A boost in corn ethanol production would increase the number of corn plantations, which would then increase nitrogen pollution.

Scavia said research has shown that corn ethanol production, at times, releases too much carbon, hurting the argument that ethanol production emits less greenhouse gases.

“There’s a better energy balance with switchgrass and willow,” Scavia said. “Most of these issues will go away.”

Duncan Callaway, a researcher at the Center for Sustainable Systems in the School of Natural Resources and Environment, said switchgrass has more promise in producing ethanol than corn because the crop is more energy efficient.

“To produce switchgrass theoretically requires less energy than it does to produce ethanol from corn,” he said. “But the problem is that in order to be an economically viable source for ethanol, the chemical engineering and bio-engineering need to be further refined.”

Callaway said he thinks it would be feasible to use switchgrass and willow in the long-term but in the meantime, Michigan will still primarily use corn to produce ethanol.

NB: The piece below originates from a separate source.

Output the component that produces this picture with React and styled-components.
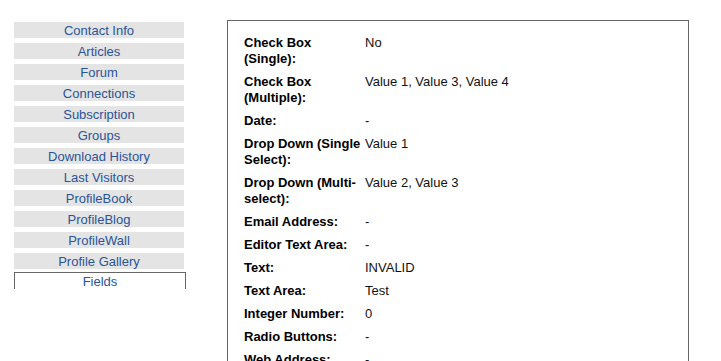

University researchers are also looking at how to use willow as an alternative to corn in bioenergy fuel production.

Greg Keoleian, co-director of the Center for Sustainable Systems in the School of Natural Resources and Environment, said researchers have found promising results with willow as a source for fuel.

“When you look at the fossil energy that goes into producing willow, you’re going to get 10 times more electricity back than from conventional grid,” Keoleian said.